H. POST-PETITION FINANCIAL PERFORMANCE

 

The Debtors’ financial performance since the Petition Date is summarized in monthly operating reports that the Debtors have filed with the Bankruptcy Court.

 

I. CLAIMS BAR DATE AND CLAIMS SUMMARY

 

On, May 18, 2004, the Bankruptcy Court entered an order (the “Bar Date Order”) fixing August 10, 2004 as the deadline by which all creditors other than governmental units must file proofs of claim in the Bankruptcy Cases. The Bar Date Order established September 27, 2004 as the deadline by which governmental units must file proofs of claim in the Bankruptcy Cases. The Bar Date Order also approved the form and manner of notice of the Bar Date. On June 9, 2004 through June 12, 2004, notice of the Bar Date Order was sent to all known holders of claims against the Debtors, all counterparties to executory contracts or unexpired leases with the Debtors, and other parties in interest as required by the Bar Date Order.
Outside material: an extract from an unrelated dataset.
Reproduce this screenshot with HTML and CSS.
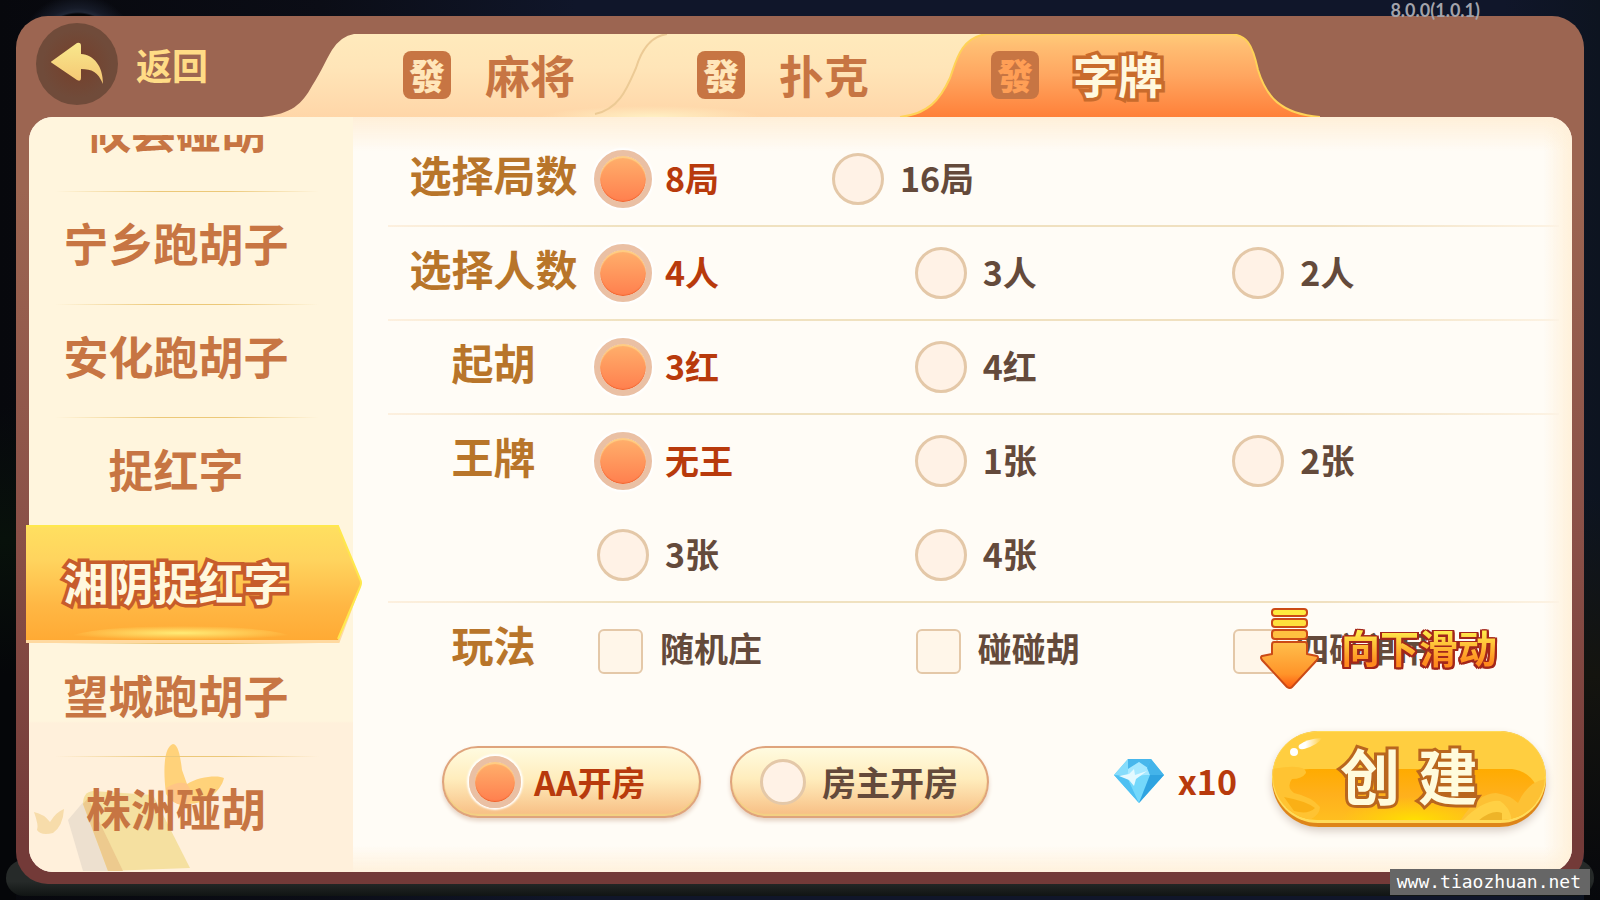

Notice of the Bar Date Order was also published in The Wall Street Journal (National Edition), The New York Times (National Edition), the Atlanta Journal-Constitution, the Danville Register and Bee, and the Greensboro News and Record.

 

As of November 15, 2004, the amount of all scheduled and filed claims totaled approximately $480 million. This amount includes claims that have been characterized by the purported holders of the claims as claims that are Administrative Claims, Priority Claims, Secured Claims and Unsecured Claims. As of the date of this Disclosure Statement, the Debtors have conducted only a preliminary review of these claims to determine whether they are properly classified, duplicative, or invalid for any other reason. Based on their preliminary review, the Debtors estimate currently that the allowed amount of (i) Substantial Unsecured Claims will be approximately $40 million, (ii) General Unsecured Claims will be $17.5 million, and (iii) Unsecured Convenience Claims will be $760,000. Because the Debtors have not yet conducted an in-depth analysis of the Claims to determine which claims may be invalid, the Debtors opted for a conservative approach in determining the estimates provided in this Disclosure Statement. Therefore, the Debtors believe that the estimates provided herein represent the upper range of the amounts of Claims in the various Classes. Nevertheless, because the actual Allowed Amount of claims will not be known until all claims objections are resolved, it is possible that the actual allowed amount of unsecured claims will be greater than that estimated by the Debtors in this Disclosure Statement.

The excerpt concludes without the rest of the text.